Dr Andrew Smith (letters, 23 December) assumes that religious paintings were painted by religious artists, and that they spoke to people's deepest feelings. Yet how can we ignore the role played by the church in enforcing religious orthodoxy and commissioning works of art? Whoever pays the piper can name their tune. In the case of the endless morbid Pietas and crucifixions, that tune was the only one which an immensely powerful church wanted anyone to hear.

Peter McKenna

Liverpool

On thin ice

I enjoy the Alex James column and wholeheartedly share in his delight at the beauty of the countryside in winter, but I was shocked that he encouraged his dog to venture on to a frozen lake, because it "looked sufficiently solid to walk on" (Rural Notebook, 23 December).

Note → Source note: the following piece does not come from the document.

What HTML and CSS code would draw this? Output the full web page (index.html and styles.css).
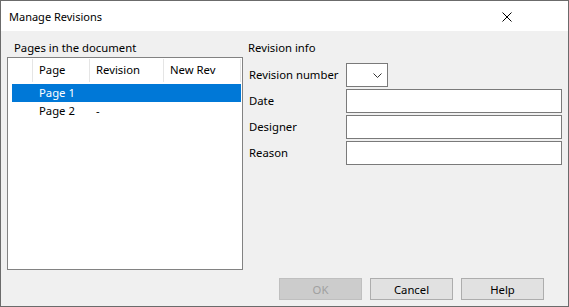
FILE: index.html
```html
<!DOCTYPE html>
<html lang="en">
<head>
    <meta charset="UTF-8">
    <title>Manage Revisions</title>
    <link rel="stylesheet" href="styles.css">
</head>
<body>
    <div class="dialog">
        <div class="titlebar">
            <span class="title">Manage Revisions</span>
            <button class="close-btn" aria-label="Close">
                <svg width="10" height="10" viewBox="0 0 10 10">
                    <path d="M0.5 0.5 L9.5 9.5 M9.5 0.5 L0.5 9.5" stroke="#000" stroke-width="1" fill="none"/>
                </svg>
            </button>
        </div>

        <div class="dialog-body">
            <div class="main">
                <div class="pages-group">
                    <div class="group-label">Pages in the document</div>
                    <div class="listview">
                        <div class="lv-header">
                            <div class="lv-col col-icon"></div>
                            <div class="lv-col col-page">Page</div>
                            <div class="lv-col col-rev">Revision</div>
                            <div class="lv-col col-new">New Rev</div>
                        </div>
                        <div class="lv-rows">
                            <div class="lv-row selected">
                                <span class="cell col-page">Page 1</span>
                                <span class="cell col-rev"></span>
                                <span class="cell col-new"></span>
                            </div>
                            <div class="lv-row">
                                <span class="cell col-page">Page 2</span>
                                <span class="cell col-rev">-</span>
                                <span class="cell col-new"></span>
                            </div>
                        </div>
                    </div>
                </div>

                <div class="info-group">
                    <div class="group-label">Revision info</div>
                    <div class="info-form">
                        <label class="field-label">Revision number</label>
                        <div class="combo">
                            <svg width="9" height="5" viewBox="0 0 9 5">
                                <path d="M0.5 0.5 L4.5 4.5 L8.5 0.5" stroke="#333" stroke-width="1" fill="none"/>
                            </svg>
                        </div>

                        <label class="field-label">Date</label>
                        <input class="text-input" type="text">

                        <label class="field-label">Designer</label>
                        <input class="text-input" type="text">

                        <label class="field-label">Reason</label>
                        <input class="text-input" type="text">
                    </div>
                </div>
            </div>

            <div class="button-row">
                <button class="btn" disabled>OK</button>
                <button class="btn">Cancel</button>
                <button class="btn">Help</button>
            </div>
        </div>
    </div>
</body>
</html>
```

FILE: styles.css
```css
* {
    margin: 0;
    padding: 0;
    box-sizing: border-box;
}

body {
    width: 569px;
    height: 307px;
    font-family: "Noto Sans", "Open Sans", sans-serif;
    font-size: 11.3px;
    color: #000;
    background: #fff;
}

.dialog {
    width: 569px;
    height: 307px;
    border: 1px solid #6b6b6b;
    background: #f0f0f0;
    display: flex;
    flex-direction: column;
}

.titlebar {
    height: 30px;
    background: #fff;
    display: flex;
    align-items: center;
    justify-content: space-between;
    padding-left: 8px;
    padding-right: 56px;
}

.title {
    font-size: 11px;
    line-height: 16px;
    margin-top: 1px;
}

.close-btn {
    border: none;
    background: none;
    width: 10px;
    height: 10px;
    display: flex;
    margin-top: 1px;
}

.dialog-body {
    flex: 1;
    padding: 8px 0 0 6px;
    display: flex;
    flex-direction: column;
}

.main {
    display: flex;
    gap: 5px;
}

.group-label {
    height: 18px;
    line-height: 18px;
    padding-left: 7px;
}

.info-group .group-label {
    padding-left: 0;
}

/* list view */
.listview {
    width: 236px;
    height: 213px;
    background: #fff;
    border: 1px solid #828282;
}

.lv-header {
    display: flex;
    height: 23px;
    margin-top: 1px;
}

.lv-col {
    border-right: 1px solid #e5e5e5;
    line-height: 22px;
    padding-left: 6px;
}

.col-icon {
    width: 25px;
}

.col-page {
    width: 57px;
}

.col-rev {
    width: 74px;
}

.col-new {
    width: 77px;
}

.lv-rows {
    margin-top: 2px;
}

.lv-row {
    display: flex;
    height: 18px;
    line-height: 18px;
    margin-left: 4px;
    width: 229px;
}

.lv-row .col-page {
    margin-left: 21px;
    width: 57px;
    padding-left: 6px;
}

.lv-row .col-rev {
    padding-left: 6px;
}

.lv-row.selected {
    background: #0078d7;
    color: #fff;
}

/* revision info form */
.info-form {
    margin-top: 6px;
    display: grid;
    grid-template-columns: 98px 216px;
    grid-auto-rows: 24px;
    row-gap: 2px;
    align-items: center;
}

.field-label {
    padding-left: 1px;
    line-height: 16px;
}

.combo {
    width: 42px;
    height: 24px;
    background: #fff;
    border: 1px solid #7a7a7a;
    display: flex;
    align-items: center;
    justify-content: flex-end;
    padding-right: 5px;
}

.text-input {
    width: 216px;
    height: 24px;
    border: 1px solid #7a7a7a;
    background: #fff;
    font: inherit;
}

/* buttons */
.button-row {
    display: flex;
    justify-content: flex-end;
    gap: 8px;
    margin-top: 8px;
    padding-right: 24px;
}

.btn {
    width: 83px;
    height: 22px;
    background: #e1e1e1;
    border: 1px solid #adadad;
    font: inherit;
    color: #000;
}

.btn:disabled {
    background: #cccccc;
    border-color: #bfbfbf;
    color: #a0a0a0;
}
```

Last winter, several dogs in this area suffered horrific deaths when they fell into icy ponds while their traumatised owners looked on helplessly. If you would not send your child on to the ice, do not send your dog.

Isla Donald

Farnham, Surrey

Scott's real goals

Jonathan Brown's report (18 December) claims Captain Scott's goal in reaching the South Pole was "to beat his rival Roald Amundsen". The real goals of his expedition were exploration and science. Amundsen turned south to race Scott to the South Pole only after finding he had been beaten to the North Pole. This sudden challenge may have "disconcerted" Scott's expedition, but was certainly not its original motivating force.